The French Art of War
- First edition cover
- Author: Alexis Jenni
- Original title: L'Art français de la guerre
- Translator: Frank Wynne
- Language: French
- Publisher: Éditions Gallimard
- Publication date: 18 August 2011
- Publication place: France
- Published in English: March 2017
- Pages: 633
- ISBN: 978-2-07-013458-8

= The French Art of War =

2011 novel by Alexis Jenni

The French Art of War (L'Art français de la guerre) is a 2011 novel by the French writer Alexis Jenni, published by Éditions Gallimard. It is an adventure story about the military history of France in Indochina and Algeria. It received the Prix Goncourt, with five votes to three against Carole Martinez's Du domaine des Murmures.

It was published in English by Atlantic Books as The French Art of War (translated by Frank Wynne).

==Background==
L'Art français de la guerre was the third novel written by Alexis Jenni, a high-school biology teacher, although the first published. He had previously written one which he never submitted to a publisher, and one which was not accepted. According to Jenni, L'Art français de la guerre took five years to write. He considers himself a "Sunday writer, just as there are Sunday painters."

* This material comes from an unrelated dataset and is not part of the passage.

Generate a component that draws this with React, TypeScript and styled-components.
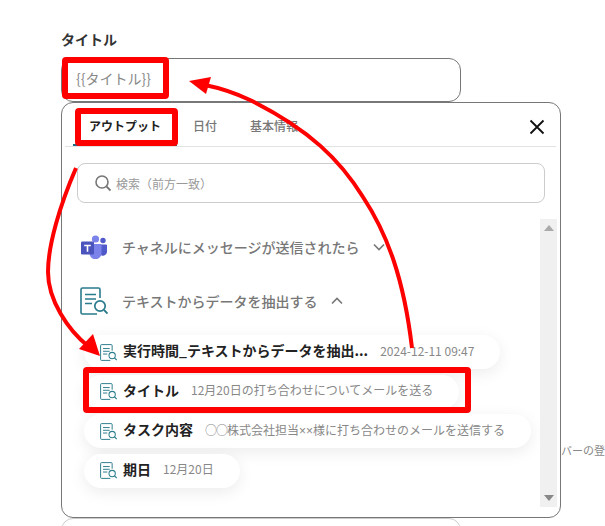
import React from "react";
import styled, { createGlobalStyle } from "styled-components";

const Global = createGlobalStyle`
  html, body { margin: 0; padding: 0; background: #fff; overflow: hidden; }
  body { font-family: "Noto Sans CJK JP", "Noto Sans", sans-serif; }
`;
const Page = styled.div`
  position: relative; width: 605px; height: 526px; overflow: hidden;
  padding: 29px 0 0 61px; box-sizing: border-box;
`;
const Label = styled.div`
  height: 29px; line-height: 20px; font-size: 14px; font-weight: 700; color: #333;
`;
const Field = styled.div<{ $muted?: boolean }>`
  width: 400px; height: 44px; box-sizing: border-box; flex: none;
  border: 1px solid ${(p) => (p.$muted ? "#ccc" : "#777")}; border-radius: 12px;
  display: flex; align-items: center; padding: 0 14px 5px;
  font-size: 14px; color: #888;
`;
const PopupRow = styled.div`
  display: flex; align-items: flex-start;
`;
const Popup = styled.div`
  width: 500px; height: 416px; box-sizing: border-box; flex: none;
  border: 1px solid #777; border-radius: 12px; background: #fff;
  display: flex; flex-direction: column;
`;
const SideText = styled.div`
  flex: none; margin-top: 338px; font-size: 11px; line-height: 20px; color: #888; white-space: nowrap;
`;
const Tabs = styled.div`
  height: 44px; box-sizing: border-box; flex: none; margin: 0 4px 0 3px; padding-left: 8px;
  border-bottom: 1px solid #e2e2e2; display: flex; align-items: stretch;
`;
const Tab = styled.div<{ $active?: boolean }>`
  padding: ${(p) => (p.$active ? "3px 16px 0" : "2px 0 0")};
  margin-right: ${(p) => (p.$active ? "16px" : "33px")};
  display: flex; align-items: center; font-size: 12px;
  font-weight: ${(p) => (p.$active ? 700 : 500)};
  color: ${(p) => (p.$active ? "#222" : "#777")};
  border-bottom: ${(p) => (p.$active ? "2px solid #1b6d85" : "0")};
`;
const Close = styled.div`
  margin-left: auto; width: 38px; display: flex; align-items: center; justify-content: center; padding-top: 5px;
`;
const Search = styled.div`
  flex: none; height: 40px; box-sizing: border-box; margin: 16px 15px 0;
  border: 1px solid #ccc; border-radius: 8px; display: flex; align-items: center; gap: 4px;
  padding-left: 16px; font-size: 12px; color: #999;
`;
const Body = styled.div`
  margin-top: 16px; height: 288px; display: flex; padding-right: 3px; flex: none;
`;
const List = styled.div`
  flex: 1; min-width: 0; padding: 1px 0 0 18px;
`;
const Section = styled.div`
  height: 54px; display: flex; align-items: center; font-size: 14px; font-weight: 500; color: #777;
`;
const SectionIcon = styled.div`
  width: 27px; margin-right: 15px; display: flex; justify-content: center; flex: none;
`;
const Chevron = styled.svg`
  margin-left: 12px; flex: none;
`;
const Pills = styled.div`
  margin: 7px 0 0 4px; display: flex; flex-direction: column; align-items: flex-start; gap: 5.5px;
`;
const Pill = styled.div`
  height: 34px; box-sizing: border-box; border-radius: 17px; background: #fff; white-space: nowrap;
  box-shadow: 0 4px 16px rgba(0, 0, 0, 0.08);
  display: flex; align-items: center; padding: 0 26px 0 16px;
`;
const PillName = styled.span`
  margin-left: 6px; padding-bottom: 4px; font-size: 14px; font-weight: 700; color: #222;
`;
const PillValue = styled.span`
  margin-left: 12px; padding-bottom: 4px; font-size: 12px; color: #888;
`;
const Narrow = styled.span`
  font-family: "Liberation Sans", sans-serif;
`;
const Circles = styled.span`
  letter-spacing: -1px;
`;
const Scroll = styled.div`
  width: 17px; flex: none; background: #f0f0f0; display: flex; flex-direction: column;
  justify-content: space-between; align-items: center; padding: 6px 0; box-sizing: border-box;
`;
const Overlay = styled.svg`
  position: absolute; left: 0; top: 0; pointer-events: none;
`;

const TEAL = "#2a7b8c";

const DocIcon = ({ size = 17 }: { size?: number }) => (
  <svg width={size} height={size} viewBox="0 0 28 28" fill="none" style={{ flex: "none" }}>
    <path d="M17 27H2.5A1.5 1.5 0 0 1 1 25.5V2.5A1.5 1.5 0 0 1 2.5 1h16A1.5 1.5 0 0 1 20 2.5V11" stroke={TEAL} strokeWidth="1.6" />
    <path d="M5 7.5h11M5 12h11M5 16.5h7" stroke={TEAL} strokeWidth="1.6" />
    <circle cx="20" cy="19" r="5.2" fill="#fff" stroke={TEAL} strokeWidth="1.7" />
    <path d="M24 23l3.5 3.5" stroke={TEAL} strokeWidth="1.8" />
  </svg>
);

const TeamsIcon = () => (
  <svg width="26" height="24" viewBox="0 0 26 24">
    <circle cx="14.5" cy="4" r="3.6" fill="#7b83eb" />
    <circle cx="22" cy="5.5" r="2.7" fill="#5059c9" />
    <path d="M18.5 9.5H25a1 1 0 0 1 1 1v6a4.2 4.2 0 0 1-7.500 2.600z" fill="#5059c9" />
    <path d="M8 9h11.500a1 1 0 0 1 1 1v8a6 6 0 0 1-12 .5z" fill="#7b83eb" />
    <rect x="0" y="6.500" width="13" height="13" rx="1.300" fill="#4b53bc" />
    <path d="M3.200 9.800h6.600v1.500H7.300v5.500H5.700v-5.500H3.200z" fill="#fff" />
  </svg>
);

const Pillrow = ({ name, value }: { name: string; value: React.ReactNode }) => (
  <Pill>
    <DocIcon />
    <PillName>{name}</PillName>
    <PillValue>{value}</PillValue>
  </Pill>
);

export default function App() {
  return (
    <Page>
      <Global />
      <Label>タイトル</Label>
      <Field>{"{{タイトル}}"}</Field>
      <PopupRow>
        <Popup>
          <Tabs>
            <Tab $active>アウトプット</Tab>
            <Tab>日付</Tab>
            <Tab>基本情報</Tab>
            <Close>
              <svg width="16" height="16" viewBox="0 0 16 16">
                <path d="M1.500 1.500l13 13M14.500 1.500l-13 13" stroke="#111" strokeWidth="1.800" />
              </svg>
            </Close>
          </Tabs>
          <Search>
            <svg width="18" height="18" viewBox="0 0 18 18" fill="none">
              <circle cx="8" cy="8" r="6" stroke="#777" strokeWidth="1.600" />
              <path d="M12.500 12.500l4 4" stroke="#777" strokeWidth="1.800" />
            </svg>
            検索（前方一致）
          </Search>
          <Body>
            <List>
              <Section>
                <SectionIcon><TeamsIcon /></SectionIcon>
                チャネルにメッセージが送信されたら
                <Chevron width="14" height="10" viewBox="0 0 14 10" fill="none">
                  <path d="M2 2.500l5 5 5-5" stroke="#777" strokeWidth="1.600" />
                </Chevron>
              </Section>
              <Section>
                <SectionIcon><DocIcon size={28} /></SectionIcon>
                テキストからデータを抽出する
                <Chevron width="14" height="10" viewBox="0 0 14 10" fill="none">
                  <path d="M2 7.500l5-5 5 5" stroke="#777" strokeWidth="1.600" />
                </Chevron>
              </Section>
              <Pills>
                <Pillrow name="実行時間_テキストからデータを抽出..." value="2024-12-11 09:47" />
                <Pillrow name="タイトル" value="12月20日の打ち合わせについてメールを送る" />
                <Pillrow
                  name="タスク内容"
                  value={<><Circles>○○</Circles>株式会社担当<Narrow>××</Narrow>様に打ち合わせのメールを送信する</>}
                />
                <Pillrow name="期日" value="12月20日" />
              </Pills>
            </List>
            <Scroll>
              <svg width="10" height="6" viewBox="0 0 10 6"><path d="M0 6L5 0l5 6z" fill="#aaa" /></svg>
              <svg width="10" height="6" viewBox="0 0 10 6"><path d="M0 0l5 6 5-6z" fill="#888" /></svg>
            </Scroll>
          </Body>
        </Popup>
        <SideText>バーの登</SideText>
      </PopupRow>
      <Field $muted />
      <Overlay width="605" height="526" viewBox="0 0 605 526" fill="none">
        <g stroke="#f00" strokeWidth="6" strokeLinejoin="round">
          <rect x="65" y="60" width="101" height="36" rx="1" />
          <rect x="78" y="111" width="97" height="32" rx="1" />
          <rect x="86" y="370" width="382" height="40" rx="1" />
        </g>
        <g stroke="#f00" strokeWidth="4" strokeLinecap="butt">
          <path d="M412 348C404 280 388 235 363 197C340 160 310 130 250 100C235 93 220 88 205 85" />
          <path d="M76 168C60 205 48 245 48 272C48 300 68 330 88 346" />
        </g>
        <path d="M189 81L211 77L206 94z" fill="#f00" />
        <path d="M100 356L79 349L93 334z" fill="#f00" />
      </Overlay>
    </Page>
  );
}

The novel was partly inspired by the debate on French national identity, announced by President Nicolas Sarkozy’s government. Jenni wanted readers to think about the issue of national identity, a social debate occurring in France at the time the book was written, without having to take an opinion or side.

==Publication==
The novel was published in France on 18 August 2011 through Éditions Gallimard. Before it won the Prix Goncourt it had sold more than 56,000 copies; novels that win the Goncourt will sell on average over 400,000 copies.

==Reception==
Goncourt judge Tahar Ben Jelloun said of the novel "It’s important to exorcise the unpleasant parts of history through literature, and not through political discourse, which doesn’t help at all. Thanks to fiction, we can probe deep into these problems and touch people’s consciences and hearts." Journalist Jean Birnbaum (b. 1974) echoed that sentiment, praising the book for verbalizing the subconscious feelings of his generation; until Jenni's novel was published there was no literature to help process the country's recent military past on his generation's own terms, the novel made honest debate possible.